DW África: Que avaliação faz do posicionamento da oposição angolana até agora?
LB: Como partidos, como estruturas, estão para lá de insuficientes. Vamos falar sobretudo da UNITA [União Nacional para a Independência Total de Angola], que é a maior estrutura partidária da oposição. Com todos os efetivos que tem, com todos os militantes que tem, acho que está a fazer um péssimo uso da sua posição de oposição. Nós temos uma oposição muito pobre, infelizmente.
DW África: O que deveria ter sido feito de forma diferente?

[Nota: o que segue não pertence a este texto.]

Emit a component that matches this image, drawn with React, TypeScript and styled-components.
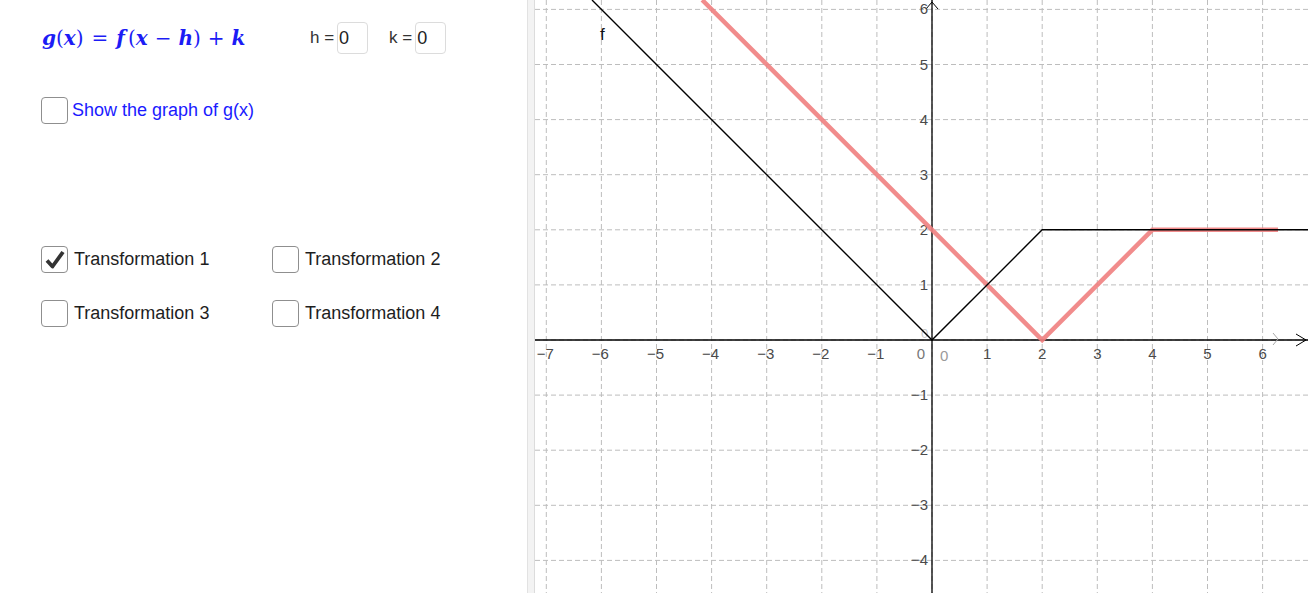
import * as React from 'react'
import styled, { createGlobalStyle } from 'styled-components'

const GlobalStyle = createGlobalStyle`
  html, body {
    margin: 0;
    padding: 0;
    background: #ffffff;
    font-family: 'Liberation Sans', Arial, sans-serif;
  }
`

// graph geometry (pixels inside the graphics view)
const VIEW_W = 773
const VIEW_H = 593
const OX = 397
const OY = 340
const UNIT = 55.1

const px = (x: number) => OX + x * UNIT
const py = (y: number) => OY - y * UNIT

const Page = styled.div`
  display: flex;
  width: 1308px;
  height: 593px;
  overflow: hidden;
`

const AlgebraPanel = styled.div`
  width: 527px;
  flex-shrink: 0;
  box-sizing: border-box;
  padding: 22px 0 0 41px;
  display: flex;
  flex-direction: column;
`

const Splitter = styled.div`
  width: 6px;
  flex-shrink: 0;
  background: #f3f3f3;
  border-left: 1px solid #e2e2e2;
  border-right: 1px solid #dcdcdc;
`

const GraphPanel = styled.div`
  flex: 1;
  position: relative;
  background: #ffffff;
`

const TopRow = styled.div`
  display: flex;
  align-items: center;
  height: 32px;
`

const Formula = styled.div`
  width: 268px;
  padding-left: 1px;
  color: #1c1cf5;
  font-family: 'DejaVu Serif', 'Liberation Serif', serif;
  font-size: 20px;
  font-weight: bold;
  white-space: nowrap;
`

const Var = styled.span<{ $after?: number }>`
  font-style: italic;
  margin-right: ${({ $after }) => $after ?? 0}px;
`

const Op = styled.span<{ $space?: number }>`
  font-style: normal;
  font-weight: normal;
  margin: 0 ${({ $space }) => $space ?? 0}px;
`

const Param = styled.label`
  display: flex;
  align-items: center;
  gap: 3px;
  margin-right: 21px;
  color: #333333;
  font-size: 17px;
`

const ValueBox = styled.div`
  width: 28px;
  height: 30px;
  box-sizing: content-box;
  border: 1px solid #dcdcdc;
  border-radius: 4px;
  padding-left: 1px;
  display: flex;
  align-items: center;
  font-size: 18px;
  color: #222222;
`

const ShowRow = styled.div`
  margin-top: 43px;
  display: flex;
  align-items: center;
`

const CheckGrid = styled.div`
  margin-top: 122px;
  display: grid;
  grid-template-columns: 231px 231px;
  row-gap: 27px;
`

const CheckItem = styled.div`
  display: flex;
  align-items: center;
`

const Box = styled.div`
  width: 25px;
  height: 25px;
  border: 1px solid #8f8f8f;
  border-radius: 4px;
  background: #ffffff;
  display: flex;
  align-items: center;
  justify-content: center;
  flex-shrink: 0;
`

const CheckLabel = styled.span<{ $blue?: boolean }>`
  margin-left: ${({ $blue }) => ($blue ? 4 : 6)}px;
  font-size: 18px;
  color: ${({ $blue }) => ($blue ? '#1a1aff' : '#1e1e1e')};
  white-space: nowrap;
`

const Check = ({ checked, label, blue }: { checked?: boolean; label: string; blue?: boolean }) => (
  <CheckItem>
    <Box>
      {checked && (
        <svg width="22" height="22" viewBox="0 0 22 22">
          <path d="M3 11.5 L8.5 17.5 L19 3" fill="none" stroke="#333" strokeWidth="3.8" strokeLinejoin="round" />
        </svg>
      )}
    </Box>
    <CheckLabel $blue={blue}>{label}</CheckLabel>
  </CheckItem>
)

const Graph = () => {
  const xs = Array.from({ length: 14 }, (_, i) => i - 7)
  const ys = Array.from({ length: 11 }, (_, i) => i - 4)
  const topY = OY / UNIT
  return (
    <svg width={VIEW_W} height={VIEW_H} viewBox={`0 0 ${VIEW_W} ${VIEW_H}`} style={{ display: 'block' }}>
      <g stroke="#bdbdbd" strokeWidth="1" strokeDasharray="5 3">
        {xs.map((x) => (
          <line key={'vx' + x} x1={px(x)} y1={0} x2={px(x)} y2={VIEW_H} />
        ))}
        {ys.map((y) => (
          <line key={'hy' + y} x1={0} y1={py(y)} x2={VIEW_W} y2={py(y)} />
        ))}
      </g>

      {/* axes */}
      <g stroke="#000" strokeWidth="1.3" fill="none">
        <line x1={0} y1={OY} x2={VIEW_W} y2={OY} />
        <line x1={OX} y1={0} x2={OX} y2={VIEW_H} />
        <path d={`M${VIEW_W - 12} ${OY - 6} L${VIEW_W - 2} ${OY} L${VIEW_W - 12} ${OY + 6}`} strokeWidth="1" />
        <path d={`M${OX - 6} ${9} L${OX} ${2} L${OX + 6} ${9}`} strokeWidth="1" />
      </g>
      <path d={`M${738} ${OY - 7} L${743} ${OY - 1} L${738} ${OY + 5}`} stroke="#a8a8a8" fill="none" strokeWidth="1" />

      {/* axis labels */}
      <g fill="#4a4a4a" fontSize="15" fontFamily="'Liberation Sans', Arial, sans-serif">
        {xs
          .filter((x) => x !== 0)
          .map((x) => (
            <text key={'lx' + x} x={px(x) + (x < 0 ? -1 : 0)} y={OY + 19} textAnchor="middle">
              {x < 0 ? `\u2212${-x}` : x}
            </text>
          ))}
        {ys
          .filter((y) => y !== 0)
          .map((y) => (
            <text key={'ly' + y} x={OX - 4} y={py(y) + 5} textAnchor="end">
              {y < 0 ? `\u2212${-y}` : y}
            </text>
          ))}
        <text x={OX - 7} y={OY + 19} textAnchor="end" fill="#777">
          0
        </text>
        <text x={OX + 8} y={OY + 21} fill="#9a9a9a" fontSize="15">
          0
        </text>
        <text x={OX - 11} y={OY - 2} fill="#c8c8c8" fontSize="13">
          0
        </text>
      </g>

      {/* g(x) = f(x - 2) */}
      <polyline
        points={`${px(2 - topY)},0 ${px(2)},${py(0)} ${px(4)},${py(2)} ${px(6.28)},${py(2)}`}
        fill="none"
        stroke="#f07f7f"
        strokeOpacity="0.9"
        strokeWidth="4.5"
        strokeLinejoin="miter"
      />

      {/* f */}
      <polyline
        points={`${px(-topY)},0 ${px(0)},${py(0)} ${px(2)},${py(2)} ${VIEW_W},${py(2)}`}
        fill="none"
        stroke="#000"
        strokeWidth="1.4"
      />
      <text x={65} y={40} fontSize="17" fontFamily="'Liberation Sans', Arial, sans-serif" fill="#111">
        f
      </text>
    </svg>
  )
}

export default function App() {
  return (
    <Page>
      <GlobalStyle />
      <AlgebraPanel>
        <TopRow>
          <Formula>
            <Var>g</Var>
            <Op>(</Op>
            <Var>x</Var>
            <Op>)</Op>
            <Op $space={8}>=</Op>
            <Var $after={3}>f</Var>
            <Op>(</Op>
            <Var>x</Var>
            <Op $space={7}>{'\u2212'}</Op>
            <Var>h</Var>
            <Op>)</Op>
            <Op $space={7}>+</Op>
            <Var>k</Var>
          </Formula>
          <Param>
            h =<ValueBox>0</ValueBox>
          </Param>
          <Param>
            k =<ValueBox>0</ValueBox>
          </Param>
        </TopRow>

        <ShowRow>
          <Check label="Show the graph of g(x)" blue />
        </ShowRow>

        <CheckGrid>
          <Check checked label="Transformation 1" />
          <Check label="Transformation 2" />
          <Check label="Transformation 3" />
          <Check label="Transformation 4" />
        </CheckGrid>
      </AlgebraPanel>
      <Splitter />
      <GraphPanel>
        <Graph />
      </GraphPanel>
    </Page>
  )
}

LB: Não estou dentro de nenhuma estrutura de decisão de um partido da oposição, mas obviamente que se estou a concorrer para ser poder no futuro, ou para substituir o poder que esta aí, tenho de tomar posicionamentos muito mais firmes do que simples comunicados, quando vejo que me estão a roubar a eleição, quando vejo que me estão a preparar armadilhas para que aquelas pessoas que querem votar em mim, não contem, não valham. Portanto, se não faço isso, não estou a ser oposição digna deste nome.
O regime está a apoderar-se de um órgão que deveria ser independente, que é a CNE [Comissão Nacional de Eleições], está a ditar as regras de como deve ser conduzido o processo eleitoral, e os partidos da oposição pouco mais fazem do que reclamar com comunicados. Isso para mim é completamente insatisfatório.
DW África: Também esperava mais da atuação da sociedade civil?
LB: Não esperava muito mais, porque temos uma sociedade civil que também não sei se é muito digna desse nome. Foi completamente desfragmentada. Está a começar a juntar cacos agora. Tem pessoas singulares que são muito valiosas, mas que são incapazes de fazer algo de grandes dimensões.
Essas pessoas existem, são algumas com muito boa vontade. Mas acho que falta organização ao nível de sociedade civil e falta que existam massas, porque uma grande maioria das pessoas nem sequer quer ouvir falar em se meter em assuntos destes. As pessoas têm medo de perder a vida. Mas criticaria muito menos a sociedade civil do que aqueles que se propõem a substituir o poder, obviamente.